I asked my kids, who are both taking college classes, how remote learning is impacting their college experience.

My daughter has “real time” classes, but the lecture is prerecorded so it’s not real time because she can pause it and take notes or take a nap. She says she would much rather be in class in real “real time” and not on a screen in her room still wearing PJs.

My son said the same thing, although his classes do not have lectures; they post the class resources and homework on their school’s remote platform.

The kids agree that they miss physically being on campus and in the classroom, where they can chat with teachers and friends. They also miss the hands-on classes like lab, darkroom, and the kitchen the most. Classes that are taught by doing and seeing and working with their hands. Unfortunately, those classes have to wait till the students can get back to campus.

In the meantime, my daughter still needs to finish and pass her darkroom photography class. In the absence of the darkroom, the teacher has given them creative assignments such as watching a movie and writing a paper about it. According to my daughter, it is a waste of time….

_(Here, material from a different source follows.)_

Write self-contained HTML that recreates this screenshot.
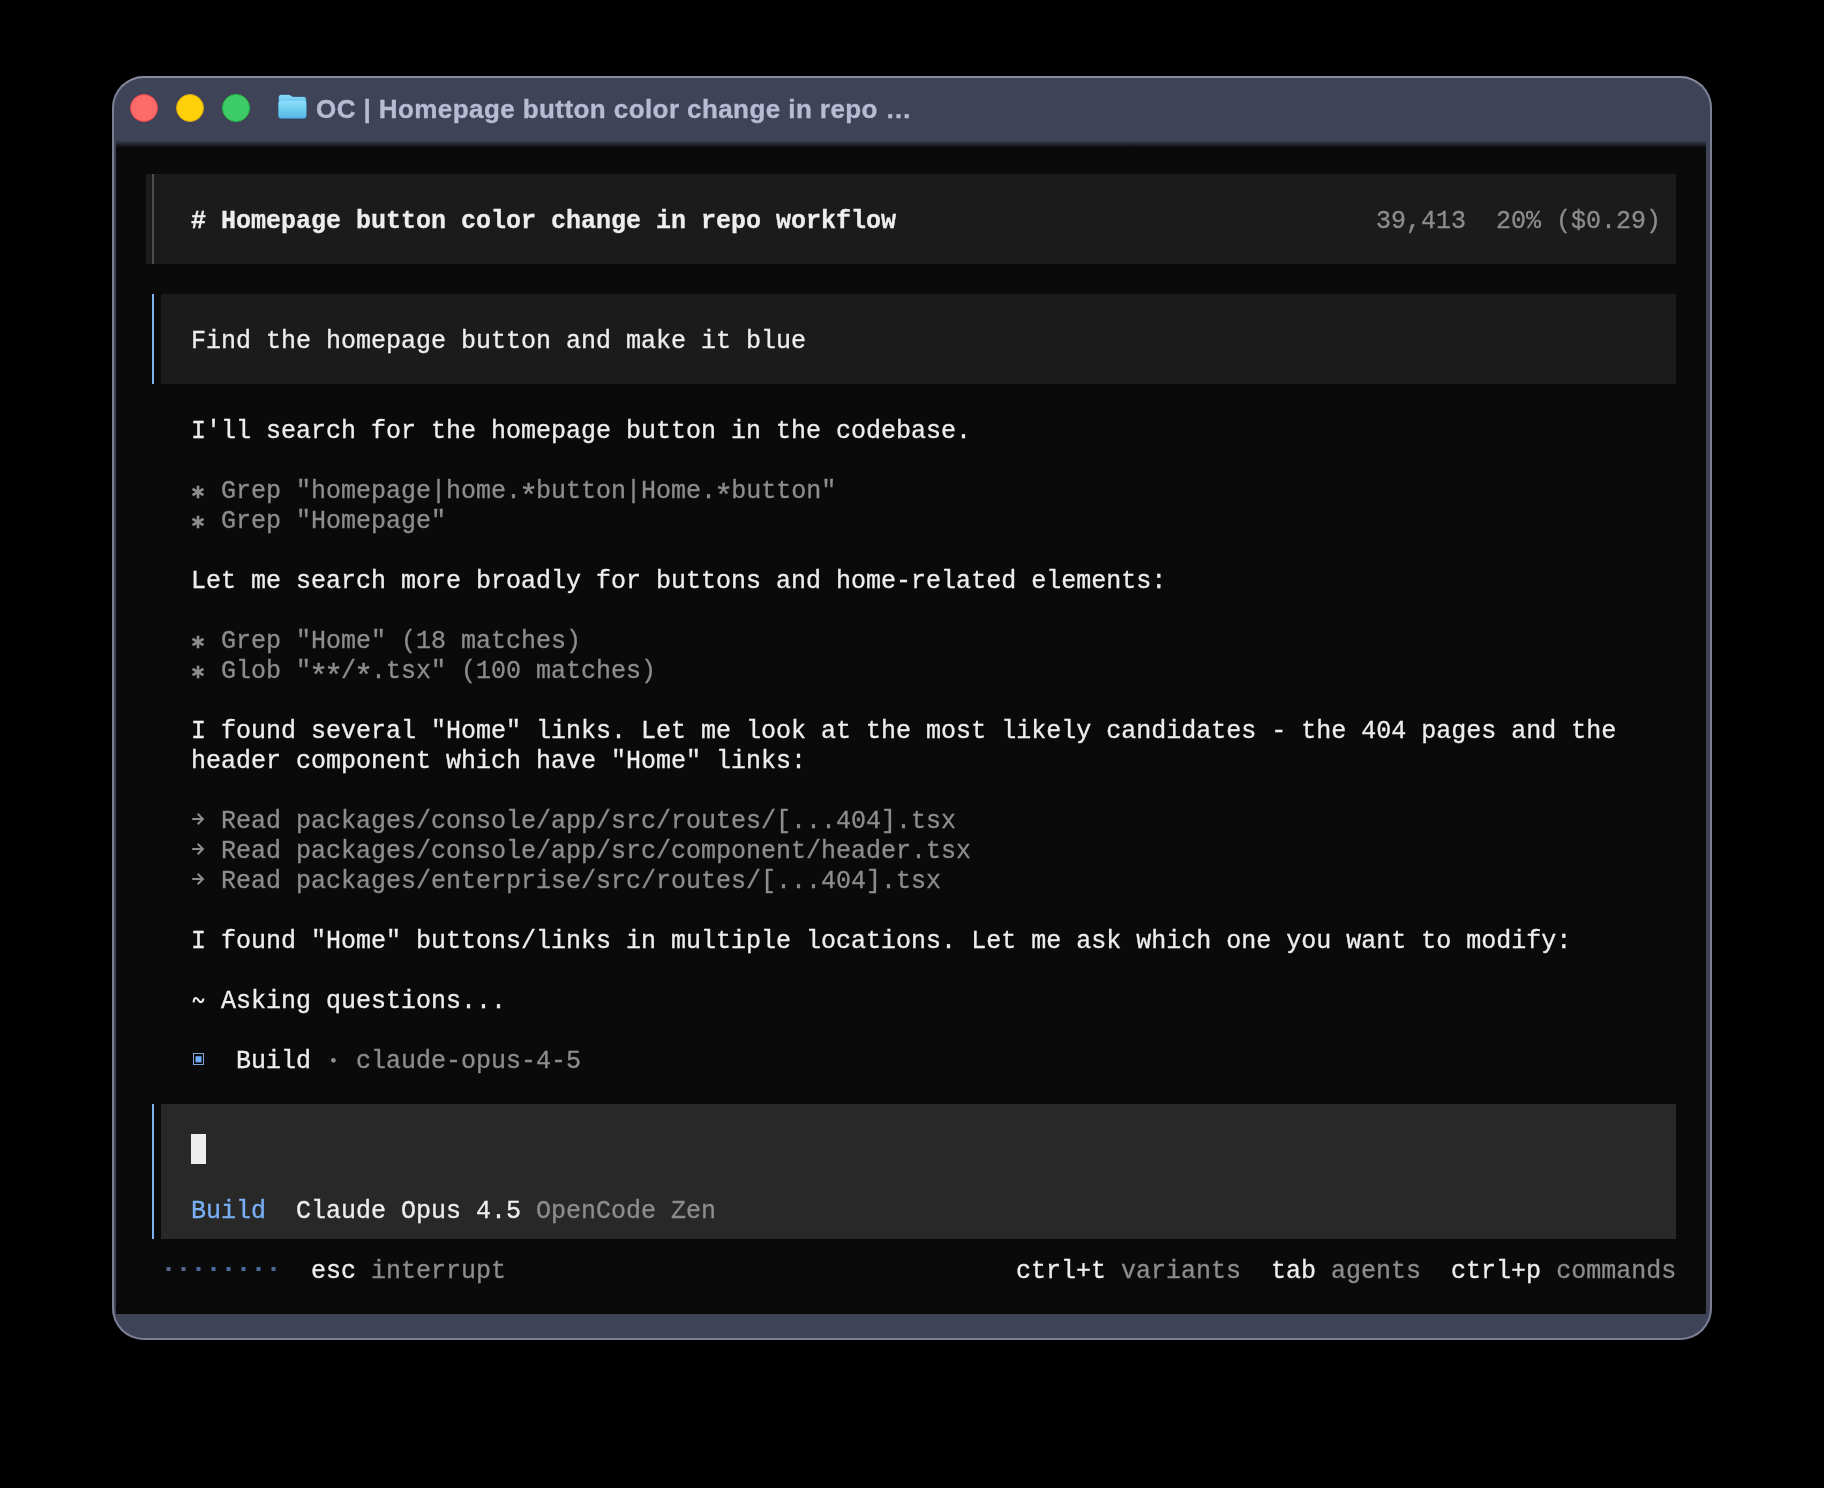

The truth is, both my husband and I agree that testing is a measure of someone’s ability to memorize rather than their ability to learn and comprehend. We believe in some cases it’s better for students to research the answers and learn, rather than guessing or getting it wrong and never learning the correct answer. So maybe this is all positive. Is it really cheating to take the time to look up an answer? Learning should be based on everyone’s personal abilities. It is not a one-size-fits-all. I personally hope the post-Corona school system will reassess the curriculum, standardized testing, and how we teach kids today.

My kids also agree that the whole process is weird, especially since the teacher cannot monitor if students cheat. (Perhaps they are confessing something to me).